On 13 May 1915, during the Second Battle of Ypres, the regiment was on the front line of the Ypres Salient, occupying a sector of trenches about 300 yd wide, north of the railway line running north-east from Ypres. Fielding Johnson was with "B" Squadron occupying the northern half of the line, with "C" Squadron to the south, and "A" Squadron in support trenches 300 yards further back. The advanced trenches were in poor condition, only 5 ft deep and 2.5 ft wide at the bottom. The parapets were of loose soil, there were few sandbags, and no dugouts or other forms of protection. Heavy shelling from 3.30 to 6.00 am caused few casualties, before the Germans attempted to launch an assault, but were repulsed. A second, heavier shelling began, until at 7.30 am the Germans attacked again, managing to capture part of "B" Squadron's trench, and advancing to within 200 yards of the support trenches by using bulletproof steel shields as protection, before digging in. Fielding Johnson and what was left of "B" Squadron joined "C" Squadron, and quickly threw up a barricade across the trench line, fighting off the enemy on their flank, and those advancing from the front. Casualties were very heavy and eventually Fielding Johnson was the only officer left. He decided to retire down the trench, cross the railway line and join the 3rd Dragoon Guards on the other side. They had great difficulty in crossing the railway, which was under fire from German machine guns, but managed by building a parapet of sandbags. Fielding Johnson eventually joined the 3rd Dragoons accompanied by a sergeant-major and 14 men, the only survivors from "B" and "C" squadrons. "A" Squadron held their position in the support trenches until noon, when they were reinforced by troops from Royal Horse Guards, the 10th Hussars, and the Essex Yeomanry, and counter-attacked, but succeeded only in driving the Germans back as far as the advanced trenches, so the dead and wounded were never recovered. That day the regiment lost 52 killed, 95 wounded and 39 missing. On 3 July 1915 Fielding Johnson was awarded the Military Cross for his "conspicuous gallantry" on that day.

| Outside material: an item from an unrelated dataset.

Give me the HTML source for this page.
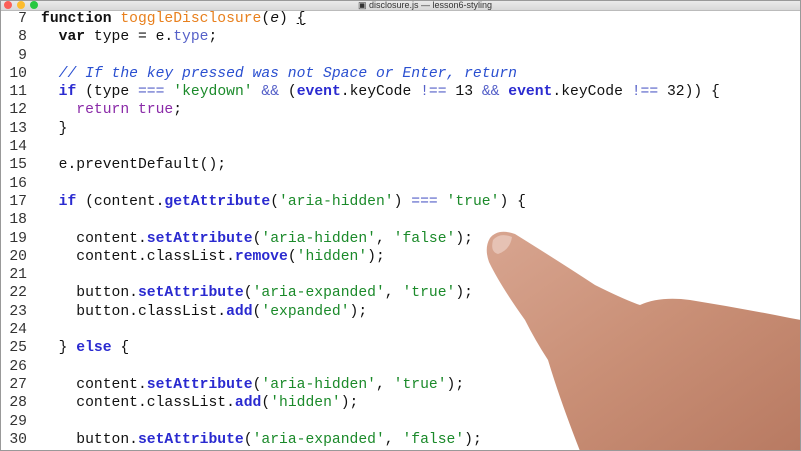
<!DOCTYPE html>
<html><head><style>
body{margin:0;width:801px;height:451px;overflow:hidden;background:#fff;position:relative;font-family:"Liberation Mono",monospace}
.bar{position:absolute;left:0;top:0;width:801px;height:10px;background:linear-gradient(#ececec,#d8d8d8);border-bottom:1px solid #bbb}
.dot{position:absolute;top:1px;width:8px;height:8px;border-radius:50%}
.title{position:absolute;left:358px;top:0;font:9px "Liberation Sans",sans-serif;color:#333;line-height:10px}
.code{position:absolute;left:0;top:10px;font-size:14.7px;line-height:18.3px;color:#111;white-space:pre}
.ln{display:inline-block;width:27px;text-align:right;color:#333;margin-right:14px}
.k{font-weight:bold}.f{color:#e8801e}.p{color:#5560c8}.s{color:#1b8a2a}.c{color:#2a4fd0;font-style:italic}.m{color:#2a2ad0;font-weight:bold}.t{color:#8a2aa8}
.frame{position:absolute;inset:0;border:1px solid #999;pointer-events:none}
</style></head><body>
<div class="bar"><div class="dot" style="left:4px;background:#fc5f57"></div><div class="dot" style="left:17px;background:#fdbc2e"></div><div class="dot" style="left:30px;background:#28c840"></div><div class="title">▣ disclosure.js — lesson6-styling</div></div>
<div class="code"><span class="ln">7</span><span class="k">function</span> <span class="f">toggleDisclosure</span>(<i>e</i>) <u>{</u>
<span class="ln">8</span>  <span class="k">var</span> type = e.<span class="p">type</span>;
<span class="ln">9</span>
<span class="ln">10</span>  <span class="c">// If the key pressed was not Space or Enter, return</span>
<span class="ln">11</span>  <span class="m">if</span> (type <span class="p">===</span> <span class="s">'keydown'</span> <span class="p">&amp;&amp;</span> (<span class="m">event</span>.keyCode <span class="p">!==</span> 13 <span class="p">&amp;&amp;</span> <span class="m">event</span>.keyCode <span class="p">!==</span> 32)) {
<span class="ln">12</span>    <span class="t">return true</span>;
<span class="ln">13</span>  }
<span class="ln">14</span>
<span class="ln">15</span>  e.preventDefault();
<span class="ln">16</span>
<span class="ln">17</span>  <span class="m">if</span> (content.<span class="m">getAttribute</span>(<span class="s">'aria-hidden'</span>) <span class="p">===</span> <span class="s">'true'</span>) {
<span class="ln">18</span>
<span class="ln">19</span>    content.<span class="m">setAttribute</span>(<span class="s">'aria-hidden'</span>, <span class="s">'false'</span>);
<span class="ln">20</span>    content.classList.<span class="m">remove</span>(<span class="s">'hidden'</span>);
<span class="ln">21</span>
<span class="ln">22</span>    button.<span class="m">setAttribute</span>(<span class="s">'aria-expanded'</span>, <span class="s">'true'</span>);
<span class="ln">23</span>    button.classList.<span class="m">add</span>(<span class="s">'expanded'</span>);
<span class="ln">24</span>
<span class="ln">25</span>  } <span class="m">else</span> {
<span class="ln">26</span>
<span class="ln">27</span>    content.<span class="m">setAttribute</span>(<span class="s">'aria-hidden'</span>, <span class="s">'true'</span>);
<span class="ln">28</span>    content.classList.<span class="m">add</span>(<span class="s">'hidden'</span>);
<span class="ln">29</span>
<span class="ln">30</span>    button.<span class="m">setAttribute</span>(<span class="s">'aria-expanded'</span>, <span class="s">'false'</span>);</div>
<svg style="position:absolute;left:0;top:0" width="801" height="451">
<defs><linearGradient id="g" x1="0" y1="0" x2="1" y2="1"><stop offset="0" stop-color="#d8a590"/><stop offset="0.5" stop-color="#c98f76"/><stop offset="1" stop-color="#b87a62"/></linearGradient></defs>
<path d="M490,238 Q498,228 515,234 Q560,262 595,285 Q625,300 640,305 Q660,296 690,300 Q740,308 790,318 L801,320 L801,451 L580,451 Q560,400 548,360 Q535,340 525,320 Q500,285 489,262 Q484,248 490,238Z" fill="url(#g)"/>
<path d="M493,240 Q500,232 512,237 Q510,250 498,254 Q490,252 493,240Z" fill="#e6c2b4"/>
</svg>
<div class="frame"></div>
</body></html>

On 19 October 1915, he began aerial duty as an observer/gunner in 3 Squadron's Morane Parasols. On 19 January 1916, he was injured during a crash. After he recovered, he trained as a pilot. In October 1917, he was posted to 56 Squadron. In a month's action beginning 17 February 1918 and ending 18 March, while flying Royal Aircraft Factory SE.5a No. B37, he destroyed four enemy fighters, drove down another one out of control, and destroyed a reconnaissance two-seater. The latter victory was shared with fellow ace Second Lieutenant Maurice Mealing. He was awarded the bar to his Military Cross on 13 May 1918.

===World War II===
Fielding Johnson joined the Royal Air Force Volunteer Reserve prior to the outbreak of the Second World War, being granted a probationary commission as a pilot officer on 4 July 1939. His commission was confirmed and he was promoted to flying officer on 7 September 1939. Fielding Johnson served as an aerial gunner with 'A' Fight, 214 Squadron and was the oldest rear gunner in the service in 1940–41. He was promoted to flight lieutenant on 7 September 1940, and was serving as an acting-squadron leader when awarded the Distinguished Flying Cross on 22 September 1942. He was promoted to squadron leader on 1 July 1944. On 29 October 1944 he parachuted to safety behind allied lines after the Mitchell bomber he was flying in was shot down by anti-aircraft fire over Holland. At the time he was Gunnery Officer with 180 Squadron, based in Belgium with the Second Tactical Air Force at Melsbroek. He was uninjured.

==Family==
Fielding Johnson married, firstly in 1918, Gwendolen (or Gwendoline) Edith Whetstone, daughter of the late Walter Whetstone (1863–1904) of Shirley Lodge, Knighton, Leicester and his wife Edith Caroline Beckingham; her mother, daughter of James Beckingham of Burnopfield, had remarried in 1908, to Ernest Varvill Hiley, and was known later as Lady Hiley.

The couple resided at Strancliffe, Barrow on Soar; and later at Marske-by-Sea and Sawley. There was an only son of the marriage, Hugh Henry (1921–1945). He was killed over Germany, taking part in Operation Clarion on 22 February 1945. The marriage ended in divorce in 1929, with Gwendolen bringing an action for divorce because of adultery, which was not defended. Gwendolen died in a road accident in 1935.

Fielding Johnson married, secondly in 1931 at the Savoy Chapel, Noel Earle née Downes-Martin, of Killoskehane Castle, County Tipperary. She had married, firstly in 1918, Eric Greville Earle, the marriage being dissolved in 1931, and Earle marrying that year Diana Harley. Noel had four sons with Earle, the eldest Cecil Diccon being accidentally killed while serving in the Royal Horse Artillery on 15 November 1945.

In 1930 Fielding Johnson moved to Compton Bassett in Wiltshire. He bought Manor Farm there that year, later adding Streete Farm and in 1936 Dugdale's Farm, and built up a dairy herd.